Removing Roof Drainage Connections
It’s the Law
In some areas, roof downspouts are connected directly to the storm sewer system or even waterways. When it rains, stormwater hits the roof surface where it collects pollutants such as roofing materials and bird waste. The rainwater is then washed into the gutters and is transported into the storm sewer system or waterway.
Disconnecting a roof downspout from drainage systems or waterways helps keep roof runoff from overloading the sewer system and adding pollutants to our waters.
Pinellas County Ordinance No. 06-13, Chapter 58, Article VI requires illegal connections to be disconnected from the storm sewer and waterways with daily penalty fees for noncompliance.
Redirect Roof Runoff
Roof runoff can be easily redirected to a yard, garden or other landscaping where it will soak through the soil. It can also be redirected to a rain barrel or cistern for irrigation or storage for future use. Preventing runoff from going over your driveway and directly into the street will also alleviate potential flooding problems.
Preventing roof runoff from entering the storm sewer system protects the health and safety of the community.
- Downspout disconnection reduces the amount of water in the stormsewer system and helps prevent flooding.

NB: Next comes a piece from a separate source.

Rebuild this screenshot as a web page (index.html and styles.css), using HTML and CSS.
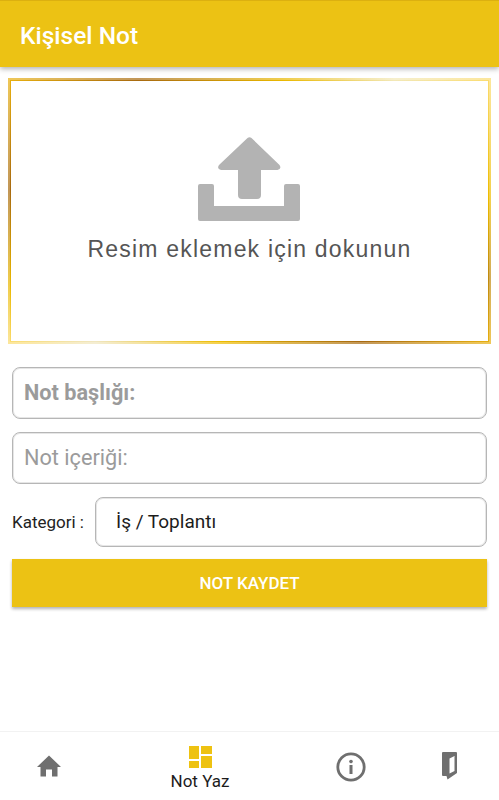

- Storing or using roof runoff for irrigation conserves water and can reduce water bills.
- Disconnection is simple, inexpensive, effective and easily integrated into the landscape design.
- Check periodically to ensure the discharge location has proper erosion control and drainage.
- Check materials for leaks or defects and remove accumulated leaves or debris, especially from gutters.
- Most materials last for about 10 years and can be easily replaced.
Disconnecting is Simple
A common method of residential disconnection is to cut the downspout above the standpipe (step 1), plug or cap the standpipe (step 2), attach an elbow (step 3) and an extension piece and splashguard (step 4) that direct runoff to the receiving area.
For disconnection to be safe and effective, the downspout must discharge into a suitable receiving area. Ensure the discharge stays on your property and does not negatively impact neighbors.
Roof runoff contains pollutants deposited from the air, particles of roofing material and nutrients from bird and animal waste. The concentrations of these pollutants will be reduced in the storm sewer system as the runoff water is filtered naturally through the plant roots in the garden.